1

I'm reading Kimball's data-warehouse book at the moment and at the same time, I'm looking at designing a data warehouse for the following example:

1: Client can buy products which would generate an invoice which then would generate a inventory row. Note: The inventory row is a accumulating table, i.e. if they order Product A with a quantity of 5, and then another 5, there would be 2 invoice lines, and one inventory row of 10 units.

So based on the scenario described, the following design would be appropriate: 1. Client dimension 2. Product dimension 3. Date dimension 3. Invoice fact 4. Inventory fact

Now, let's say I want to find out answers to questions like 1. What clients currently have zero inventory but have generated invoices in the last 3 months . There will be other similar questions like these as well. 2. What clients have product A but don't have product B

Based on Kimballs book, it seems like there would need be some sort of joining between the two fact tables, like a subset?

This would seem rather inefficient, especially the sheer size of records between the 2 fact tables. Is this the right approach?

user172839
  • 1,035
  • 1
  • 10
  • 19
  • 1
    The only relational data model that would be more 'efficient' is if you pre calculated the values into a special table. There are always performance issues to be overcome in a relational database. A star schema is often faster than OLTP because data is pre processed to suit reporting. – Nick.Mc Jan 06 '19 at 23:07
  • This model is suppose to be a star schema but the queries I'm looking to be done needs access to both fact tables. – user172839 Jan 06 '19 at 23:33
  • 1
    Yes that’s normal in a Star schema. You use conformed (common) dimensions to report across multiple facts. – Nick.Mc Jan 06 '19 at 23:53
  • The crutial design part is the *partitioning* of both fact dimensions, that could enable a) effective access over a time interval and b) efficient (partition-wise) joins between the fact tables. – Marmite Bomber Jan 07 '19 at 09:42

2 Answers2

1

What clients currently have zero inventory but have generated invoices in the last 3 months.

SELECT C.* 
FROM DimClient C
WHERE EXISTS (
  SELECT * FROM FactInvoice I 
  WHERE C.ClientKey = I.ClientKey
  AND InvoiceDate >= DATEADD(m,GetDate(),-3)
  )
AND NOT EXISTS (
    SELECT * FROM FactInventory V 
    WHERE InventoryLevel > 0 
    AND V.ClientKey = C.ClientKey
    AND (Maybe a predicate to limit to current inventory only)
    )

What clients have product A but don't have product B

SELECT C.* 
FROM DimClient C
WHERE EXISTS (
  SELECT * FROM FactInvoice I 
  WHERE C.ClientKey = I.ClientKey
  AND I.ProductID IN (1,2,3)
  )
AND NOT EXISTS (
  SELECT * FROM FactInvoice I 
  WHERE C.ClientKey = I.ClientKey
  AND I.ProductID NOT IN (4,5,6)
  )

Are these queries inefficient?

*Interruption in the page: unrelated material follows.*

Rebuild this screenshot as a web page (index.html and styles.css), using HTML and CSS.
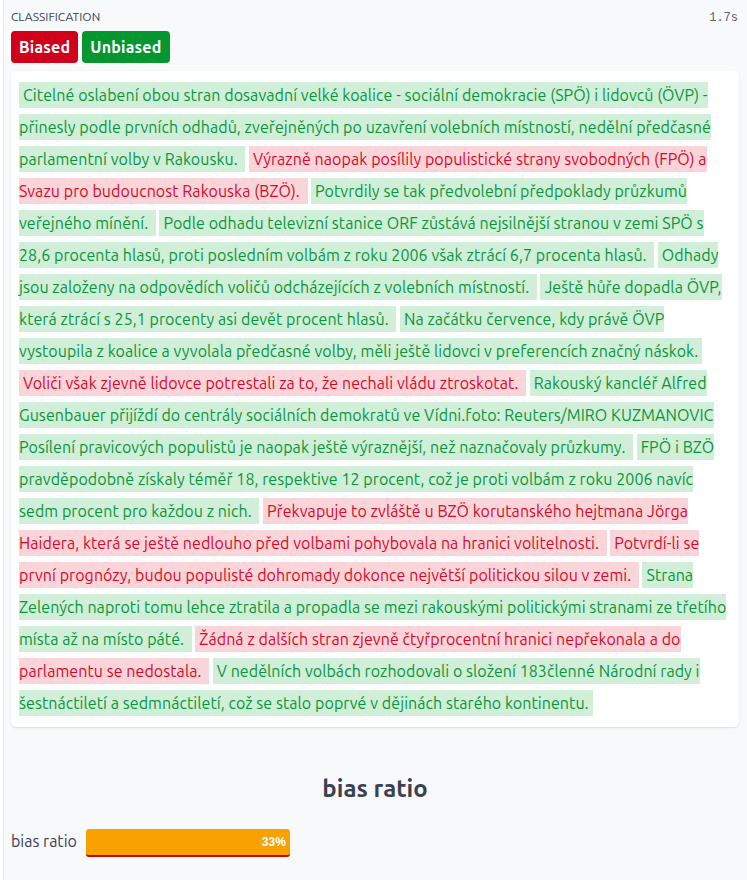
FILE: index.html
```html
<!DOCTYPE html>
<html lang="cs">
<head>
<meta charset="utf-8">
<title>Classification</title>
<link rel="stylesheet" href="styles.css">
</head>
<body>
<div class="wrap">
  <section class="classification">
    <div class="head">
      <span class="head-label">CLASSIFICATION</span>
      <span class="head-time">1.7s</span>
    </div>
    <div class="badges">
      <span class="badge badge-biased">Biased</span>
      <span class="badge badge-unbiased">Unbiased</span>
    </div>
    <div class="card">
      <p class="text"><span class="seg seg-g">Citelné oslabení obou stran dosavadní velké koalice - sociální demokracie (SPÖ) i lidovců (ÖVP) - přinesly podle prvních odhadů, zveřejněných po uzavření volebních místností, nedělní předčasné parlamentní volby v Rakousku. </span><span class="seg seg-r">Výrazně naopak posílily populistické strany svobodných (FPÖ) a Svazu pro budoucnost Rakouska (BZÖ). </span><span class="seg seg-g">Potvrdily se tak předvolební předpoklady průzkumů veřejného mínění. </span><span class="seg seg-g">Podle odhadu televizní stanice ORF zůstává nejsilnější stranou v zemi SPÖ s 28,6 procenta hlasů, proti posledním volbám z roku 2006 však ztrácí 6,7 procenta hlasů. </span><span class="seg seg-g">Odhady jsou založeny na odpovědích voličů odcházejících z volebních místností. </span><span class="seg seg-g">Ještě hůře dopadla ÖVP, která ztrácí s 25,1 procenty asi devět procent hlasů. </span><span class="seg seg-g">Na začátku července, kdy právě ÖVP vystoupila z koalice a vyvolala předčasné volby, měli ještě lidovci v preferencích značný náskok. </span><span class="seg seg-r">Voliči však zjevně lidovce potrestali za to, že nechali vládu ztroskotat. </span><span class="seg seg-g">Rakouský kancléř Alfred Gusenbauer přijíždí do centrály sociálních demokratů ve Vídni.foto: Reuters/MIRO KUZMANOVIC Posílení pravicových populistů je naopak ještě výraznější, než naznačovaly průzkumy. </span><span class="seg seg-g">FPÖ i BZÖ pravděpodobně získaly téměř 18, respektive 12 procent, což je proti volbám z roku 2006 navíc sedm procent pro každou z nich. </span><span class="seg seg-r">Překvapuje to zvláště u BZÖ korutanského hejtmana Jörga Haidera, která se ještě nedlouho před volbami pohybovala na hranici volitelnosti. </span><span class="seg seg-r">Potvrdí-li se první prognózy, budou populisté dohromady dokonce největší politickou silou v zemi. </span><span class="seg seg-g">Strana Zelených naproti tomu lehce ztratila a propadla se mezi rakouskými politickými stranami ze třetího místa až na místo páté. </span><span class="seg seg-r">Žádná z dalších stran zjevně čtyřprocentní hranici nepřekonala a do parlamentu se nedostala. </span><span class="seg seg-g">V nedělních volbách rozhodovali o složení 183členné Národní rady i šestnáctiletí a sedmnáctiletí, což se stalo poprvé v dějinách starého kontinentu. </span></p>
    </div>
  </section>
  <section class="ratio">
    <h2 class="ratio-title">bias ratio</h2>
    <div class="bar-row">
      <span class="bar-label">bias ratio</span>
      <div class="bar-track">
        <div class="bar-fill" style="width:33%">33%</div>
      </div>
    </div>
  </section>
</div>
</body>
</html>
```
FILE: styles.css
```css
html, body {
  margin: 0;
  padding: 0;
  background: #ffffff;
}

body {
  font-family: "Ubuntu", "Noto Sans", "Open Sans", sans-serif;
  color: #374151;
}

.wrap {
  margin-left: 3px;
  border-left: 1px solid #e8eaee;
  background: #f8f9fb;
  padding: 10px 8px 0 7px;
  min-height: 100vh;
  box-sizing: border-box;
}

.head {
  display: flex;
  justify-content: space-between;
  align-items: baseline;
  height: 13px;
}

.head-label {
  font-size: 12px;
  color: #3b4252;
}

.head-time {
  font-family: "Liberation Mono", "DejaVu Sans Mono", monospace;
  font-size: 12px;
  color: #5b6270;
  padding-right: 1px;
}

.badges {
  display: flex;
  gap: 4px;
  margin-top: 8px;
}

.badge {
  display: inline-block;
  color: #ffffff;
  font-weight: 700;
  font-size: 16px;
  line-height: 18px;
  padding: 7px 8px;
  border-radius: 4px;
  letter-spacing: 0.2px;
}

.badge-biased {
  background: #d0021b;
}

.badge-unbiased {
  background: #05962f;
}

.card {
  margin-top: 8px;
  background: #ffffff;
  border-radius: 5px;
  box-shadow: 0 1px 2px rgba(0, 0, 0, 0.12);
  padding: 8px;
}

.text {
  margin: 0;
  font-size: 16px;
  line-height: 32px;
  letter-spacing: 0.065px;
}

.seg {
  padding: 4px;
  margin-right: 3.5px;
}

.seg-g {
  background: #d1eed9;
  color: #07973a;
}

.seg-r {
  background: #f9d4d8;
  color: #d6092c;
}

.ratio {
  padding-top: 48px;
}

.ratio-title {
  margin: 0;
  text-align: center;
  font-size: 24px;
  font-weight: 700;
  line-height: 27.6px;
  color: #3a4152;
}

.bar-row {
  display: flex;
  align-items: center;
  gap: 9px;
  margin-top: 26px;
}

.bar-label {
  font-size: 16px;
  color: #3a4152;
  margin-bottom: 4px;
}

.bar-track {
  width: 618px;
}

.bar-fill {
  box-sizing: border-box;
  height: 28px;
  background: #f8a100;
  border-bottom: 2px solid #cf0000;
  border-radius: 3px;
  color: #ffffff;
  font-family: "Liberation Sans", Arial, sans-serif;
  font-weight: 700;
  font-size: 12px;
  line-height: 26px;
  text-align: right;
  padding-right: 4px;
}
```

No more inefficient than the same query run against the source system

In fact your source system is probably going to need more tables, more joins, and will probably have less indexes

One of the basis for star schemas is that they are optimised for analytics.

Nick.Mc
  • 18,304
  • 6
  • 61
  • 91
  • Sorry I'm not qute understanding this. I'll be running these queries through the data warehousing system and not as sql queries. – user172839 Jan 07 '19 at 21:06
  • Are you saying you are using some kind of client tool? Which one? These types of second order questions can be tricky to answer in most adhoc browsing tools. – Nick.Mc Jan 07 '19 at 21:44
  • I'm looking to answer these queries using a data warehousing system, i.e. SSAS. – user172839 Jan 07 '19 at 21:53
  • In SSAS you use DAX or MDX to answer those questions instead of SQL – Nick.Mc Jan 07 '19 at 21:55
  • Thanks. With the current setup, it doesn't seem like using DAX/MDX would be any more efficient then performing a simple sql query? – user172839 Jan 07 '19 at 21:56
  • I don't know what you mean by "more efficient". This question is now officially going around in circles – Nick.Mc Jan 07 '19 at 23:30
  • Ok what I'm trying to say is these type of queries aren't that efficient in sql if dealing with large amounts of data. The example I gave is just a simple scenario, but you may need to do analyse more comlicated queries such as "what clients have zero inventory, have bought in the last 3 months and has bought product b" etc. To perform such a query in SQL would be quite slow. Using dax to query two fact tables would seem to be no better ? – user172839 Jan 08 '19 at 00:07
  • By efficiency do you mean performance? Add some RAM and indexes? Do you mean efficiency as in it takes a special analyst to come up with and write the query? That's required for any non-trivial question. I call these queries 'second order' because they aren't just simple summaries. With question like this you normally need to go back to the asker and deal with ambiguities in the original question. It's difficult to describe these in non technical language. – Nick.Mc Jan 08 '19 at 00:40
  • Maybe you're saying the data model doesn't seem to be "effiicient". For analysis, star schemas are an improvement over fully normalised schemas. If you have a complex question that is frequently asked you create a 'summary' table and pre-calc the data in it. Problem is you can't pre calc this kind of thing if for example the basket changes because the combinations explode. – Nick.Mc Jan 08 '19 at 00:42
  • 1
    In actual fact DAX is really good at this kind of thing because it can recognise the filters being used be the end user tool and calc off that. For example a user could filter on particular items in Power BI and you can write DAX that recognises that filter in real time and calc's further analysis off that. I'll try and find a reference. DAX is faster because it's compressed and in memory but in _theory_ you can get the same result in SQL with columnstores and lots of RAM. – Nick.Mc Jan 08 '19 at 00:44
  • Here's a sample of basket analysis where you pick two sets of products. NOTE: This is based off a..... star schema https://www.daxpatterns.com/basket-analysis/ – Nick.Mc Jan 08 '19 at 00:46
  • I notice you have a _lot_ of questions answered in great detail where you have not selected an answer. Please go back and consider ticking answers if they helped – Nick.Mc Feb 03 '19 at 12:17
0

According to Kimball that seems to be the right approach to building drilling-across. He mentions that for this to work correctly it should be set up to use conformed dimensions as defined here and explained here. I'm not able to speak to how efficient/inefficient that would be in this case though.

Marc0
  • 181
  • 7